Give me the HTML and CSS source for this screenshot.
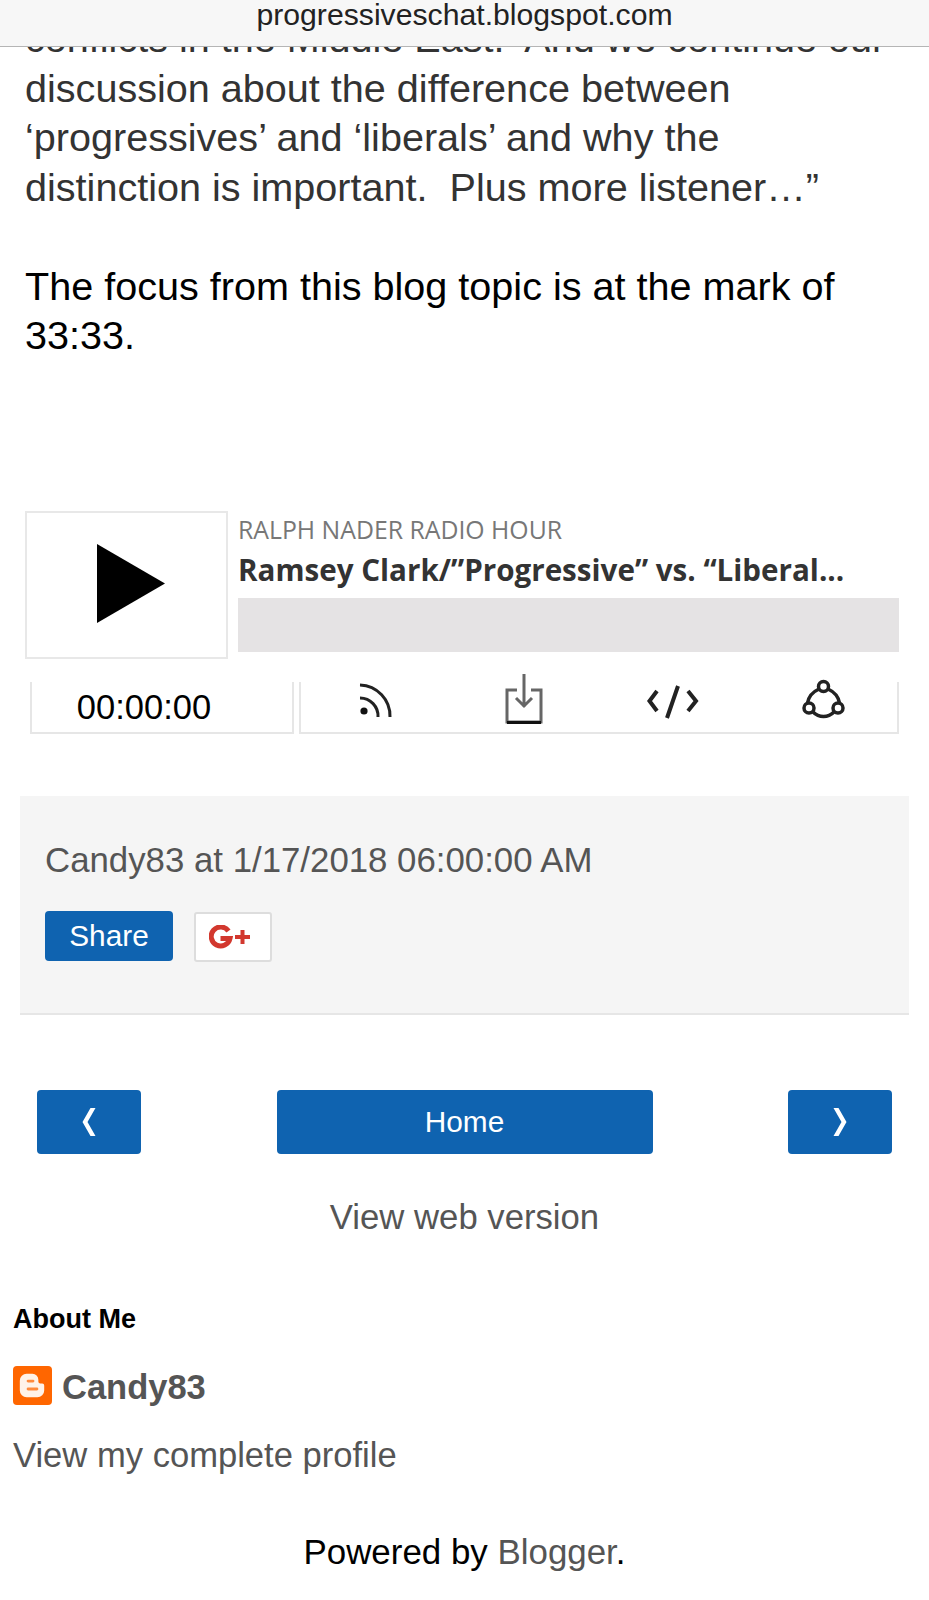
FILE: index.html
```html
<!DOCTYPE html>
<html lang="en">
<head>
    <meta charset="UTF-8">
    <meta name="viewport" content="width=device-width, initial-scale=1.0">
    <title>progressiveschat.blogspot.com</title>
    <link rel="stylesheet" href="styles.css">
</head>
<body>
    <div class="address-bar">progressiveschat.blogspot.com</div>

    <div class="post-body">
        <p class="quote">conflicts in the Middle East.&nbsp; And we continue our<br>discussion about the difference between<br>‘progressives’ and ‘liberals’ and why the<br>distinction is important.&nbsp; Plus more listener…”</p>
        <p class="focus">The focus from this blog topic is at the mark of<br>33:33.</p>
    </div>

    <div class="player">
        <div class="player-top">
            <div class="play-box">
                <svg class="play-icon" viewBox="0 0 68 79"><polygon points="0,0 68,39.5 0,79"/></svg>
            </div>
            <div class="player-info">
                <div class="show-name">RALPH NADER RADIO HOUR</div>
                <div class="episode-name">Ramsey Clark/”Progressive” vs. “Liberal...</div>
                <div class="progress"></div>
            </div>
        </div>
        <div class="player-bottom">
            <div class="time-box">00:00:00</div>
            <div class="tools-box">
                <svg class="tool rss" viewBox="0 0 36 40">
                    <circle cx="5" cy="31" r="3.6" class="fill"/>
                    <path d="M1 18a18 18 0 0 1 18 19"/>
                    <path d="M1 5a31 31 0 0 1 30 32"/>
                </svg>
                <svg class="tool tray" viewBox="0 0 38 50">
                    <path d="M19 0v33M11 24l8 8 8-8" class="grey"/>
                    <path d="M12 16H2v32h34V16H26" class="grey"/>
                    <path d="M2 48.500h34" class="dark"/>
                </svg>
                <svg class="tool code" viewBox="0 0 52 36">
                    <path d="M9 6L1.500 16 9 26M40 6l8 10-8 10M30 1L19 33"/>
                </svg>
                <svg class="tool share" viewBox="0 0 44 44">
                    <circle cx="21.500" cy="8.500" r="5"/>
                    <circle cx="7" cy="30" r="5"/>
                    <circle cx="36" cy="30" r="5"/>
                    <path d="M17 11C10.500 14 6.500 19 5.500 25M26 11C32.500 14 36.500 19 37.500 25M11 34c6 6 15 6 21 0"/>
                </svg>
            </div>
        </div>
    </div>

    <div class="post-footer">
        <div class="byline">Candy83 at 1/17/2018 06:00:00 AM</div>
        <div class="share-row">
            <a class="btn share-btn">Share</a>
            <a class="gplus">
                <svg viewBox="0 0 42 24">
                    <path class="g" d="M19.500 6A9.500 9.500 0 1 0 21 13.500H11.500"/>
                    <path class="plus" d="M33.500 5v14M26 12h15"/>
                </svg>
            </a>
        </div>
    </div>

    <div class="pager">
        <a class="btn pager-side"><svg viewBox="0 0 14 28"><polygon points="8.500,0 13.500,0 5.500,14 13.500,28 8.500,28 0.500,14"/></svg></a>
        <a class="btn pager-home">Home</a>
        <a class="btn pager-side"><svg viewBox="0 0 14 28"><polygon points="5.500,0 0.500,0 8.500,14 0.500,28 5.500,28 13.500,14"/></svg></a>
    </div>
    <div class="web-version">View web version</div>

    <div class="about">
        <h2>About Me</h2>
        <div class="author">
            <svg class="blogger" viewBox="0 0 40 40">
                <rect width="40" height="40" rx="4" fill="#ff6600"/>
                <path d="M14 8h6a6 6 0 0 1 6 6v2a2 2 0 0 0 2 2h2a2 2 0 0 1 2 2v5a7 7 0 0 1-7 7H14a7 7 0 0 1-7-7V15a7 7 0 0 1 7-7z" fill="#fff2e8"/>
                <rect x="14" y="14" width="8" height="3" rx="1.500" fill="#ff8a3c"/>
                <rect x="14" y="22" width="12" height="3" rx="1.500" fill="#ff8a3c"/>
            </svg>
            <span>Candy83</span>
        </div>
        <div class="profile-link">View my complete profile</div>
    </div>

    <div class="powered">Powered by <a>Blogger</a>.</div>
</body>
</html>
```

FILE: styles.css
```css
body {
    margin: 0;
    padding: 0;
    background-color: #fff;
    font-family: "Liberation Sans", Arial, sans-serif;
    color: #000;
    position: relative;
    height: 1600px;
    overflow: hidden;
}
.address-bar {
    position: absolute;
    top: 0;
    left: 0;
    right: 0;
    height: 47px;
    box-sizing: border-box;
    background: #f7f7f7;
    border-bottom: 1px solid #b5b5b5;
    text-align: center;
    font-size: 30.200px;
    line-height: 30px;
    color: #222;
}
.post-body {
    padding: 14px 25px 0;
    font-size: 39.600px;
    line-height: 49.500px;
}
.post-body p {
    margin: 0;
}
.quote {
    color: #333;
}
.post-body .focus {
    margin-top: 49.500px;
}

.player {
    margin: 150px 30px 0 25px;
    font-family: "Open Sans", sans-serif;
}
.player-top {
    display: flex;
    gap: 10px;
}
.play-box {
    width: 203px;
    height: 148px;
    box-sizing: border-box;
    border: 2px solid #e8e8e8;
    padding: 0 0 2px 8px;
    display: flex;
    align-items: center;
    justify-content: center;
}
.play-icon {
    width: 68px;
    height: 79px;
}
.player-info {
    flex: 1;
    min-width: 0;
}
.show-name {
    font-size: 24.800px;
    line-height: 30px;
    margin-top: 3px;
    color: #777;
}
.episode-name {
    font-size: 29.600px;
    font-weight: bold;
    line-height: 38px;
    margin-top: 7px;
    color: #333;
    white-space: nowrap;
}
.progress {
    height: 54px;
    margin-top: 9px;
    background: #e5e3e4;
}
.player-bottom {
    display: flex;
    gap: 5px;
    margin: 23px 0 0 5px;
    height: 52px;
}
.time-box, .tools-box {
    box-sizing: border-box;
    border: 2px solid #e6e6e6;
    border-top: none;
}
.time-box {
    width: 264px;
    font-family: "Liberation Sans", Arial, sans-serif;
    font-size: 34.500px;
    line-height: 50px;
    text-align: center;
    padding-right: 36px;
}
.tools-box {
    flex: 1;
    position: relative;
}
.tool {
    position: absolute;
    fill: none;
    stroke: #222;
    stroke-width: 3;
    overflow: visible;
}
.tool .fill {
    fill: #111;
    stroke: none;
}
.tool .grey {
    stroke: #666;
    stroke-width: 3;
}
.tool .dark {
    stroke: #111;
}
.rss {
    left: 58px;
    top: -2px;
    width: 36px;
    height: 40px;
}
.tray {
    left: 204px;
    top: -8px;
    width: 38px;
    height: 50px;
}
.code {
    left: 347px;
    top: 3px;
    width: 52px;
    height: 36px;
    stroke-width: 4;
}
.share {
    left: 501px;
    top: -4px;
    width: 44px;
    height: 44px;
    stroke-width: 3.500;
}

.post-footer {
    margin: 62px 20px 0;
    padding: 45px 25px 0;
    height: 219px;
    box-sizing: border-box;
    background: #f5f5f5;
    border-bottom: 2px solid #e6e6e6;
}
.byline {
    font-size: 34.800px;
    line-height: 38px;
    color: #555;
}
.share-row {
    display: flex;
    align-items: flex-start;
    gap: 21px;
    margin-top: 32px;
}
.btn {
    display: flex;
    align-items: center;
    justify-content: center;
    box-sizing: border-box;
    background: #0f63b0;
    color: #fff;
    border-radius: 4px;
    font-size: 29.800px;
}
.share-btn {
    width: 128px;
    height: 50px;
}
.gplus {
    width: 78px;
    height: 50px;
    margin-top: 1px;
    box-sizing: border-box;
    background: #fff;
    border: 2px solid #ddd;
    border-radius: 3px;
    padding-right: 7px;
    display: flex;
    align-items: center;
    justify-content: center;
}
.gplus svg {
    width: 42px;
    height: 24px;
    fill: none;
}
.gplus .g, .gplus .plus {
    stroke: #d2382e;
}
.gplus .g {
    stroke-width: 5;
}
.gplus .plus {
    stroke-width: 4;
}

.pager {
    display: flex;
    justify-content: space-between;
    margin: 75px 37px 0;
}
.pager .btn {
    height: 64px;
}
.pager-side {
    width: 104px;
}
.pager-side svg {
    width: 14px;
    height: 28px;
    fill: #fff;
}
.pager-home {
    width: 376px;
}
.web-version {
    margin-top: 43px;
    text-align: center;
    font-size: 34.700px;
    line-height: 40px;
    color: #555;
}

.about {
    padding: 0 13px;
    margin-top: 65px;
}
.about h2 {
    margin: 0;
    font-size: 27px;
    line-height: 34px;
}
.author {
    display: flex;
    align-items: center;
    gap: 10px;
    margin-top: 30px;
    font-size: 34.500px;
    font-weight: bold;
    color: #555;
}
.blogger {
    width: 39px;
    height: 39px;
    margin-bottom: 4px;
}
.profile-link {
    margin-top: 26px;
    font-size: 34.600px;
    line-height: 40px;
    color: #555;
}
.powered {
    margin-top: 57px;
    text-align: center;
    font-size: 34.900px;
    line-height: 40px;
}
.powered a {
    color: #555;
}
```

■ ■ ■

Pick out the lines that include the word "this" and write them out.

Give me the HTML and CSS source for this screenshot.
        <p class="focus">The focus from this blog topic is at the mark of<br>33:33.</p>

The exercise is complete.